Glänzen und strahlen – stolz sein auf die eigenen Fähigkeiten und Einzigartigkeit. Darum geht es dem Sporttrainer und darum, dass Kinder ohne Grenzen aufwachsen. „Eigentlich gibt es nur ganz wenige Grenzen und die meisten entstehen im Kopf oder durch die Erwachsenen”, erklärt Bender. Kinder sollten ohne Ängste aufwachsen, vor allem nicht mit solchen, die sie selbst nicht hätten. „Man darf kleine Menschen nicht noch kleiner machen, denn man kann nicht aufrecht gehen, wenn man sich beugt”, sagt Bender, da spricht der Sportler aus ihm.
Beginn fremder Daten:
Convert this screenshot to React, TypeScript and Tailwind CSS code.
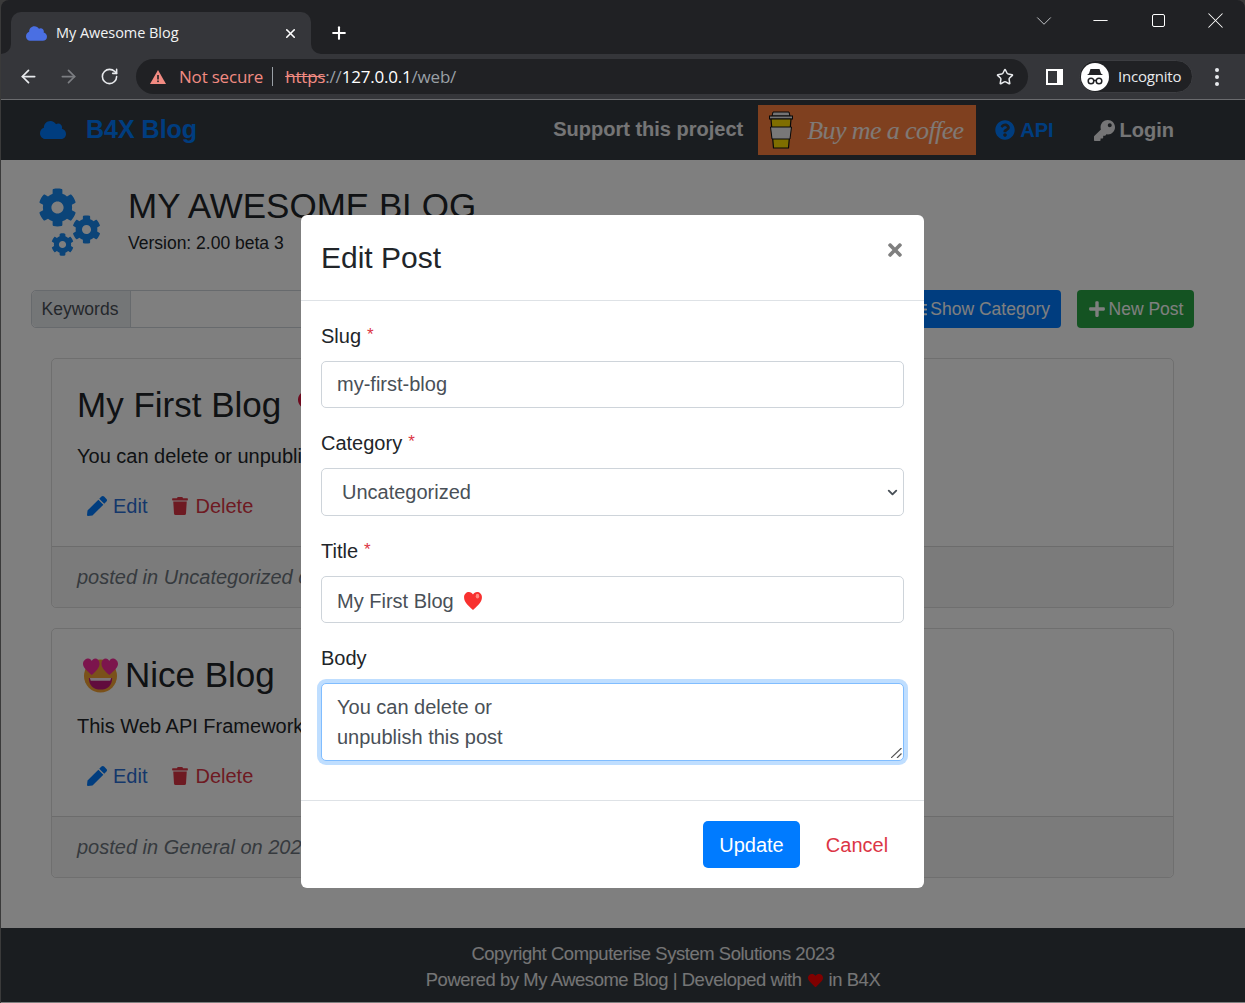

Dass sich das Engagement lohnt, muss er nicht bezweifeln: Die Wartelisten für den Verein sind lang. In der Kita würde man beneidet, wenn man einen Platz in den beliebten Kinderturngruppen bekommen habe, sagt Inga Heidelberg. Für Bender zählt etwas anderes als die Mitgliederzahlen: „Kinder sind die Basis der Gesellschaft. Aus ihnen entwächst alles. Deshalb ist es so wichtig, dass wir ihnen alle Möglichkeiten eröffnen. Möglichkeiten zu verschließen ist leicht, sie zu eröffnen ist viel schwieriger.”
Auch für Sportlehrerin Inga Heidelberg steht außer Frage, dass die Turnhalle ein wichtiger Bildungsort ist. Energisch erklärt sie: „Die Kinder lernen viel mehr als in der Schule. Sie lernen Selbstverantwortung, aber auch eine Verantwortung dafür, auf die anderen Kinder zu achten. Sie lernen das gemeinsame Miteinander, dass man gemeinsam auf- und abbaut. Und das wichtigste: Selbstbewusstsein.“ Gerade für die Kinder der Corona-Generation sei es wichtig, miteinander in Kontakt zu kommen. Eines der Kinder ist Heidelbergs Tochter. Diese besucht nun eine der Turngruppen, dreißig Jahre nach ihrer Mutter. Und der Trainer ist natürlich Siggi Bender.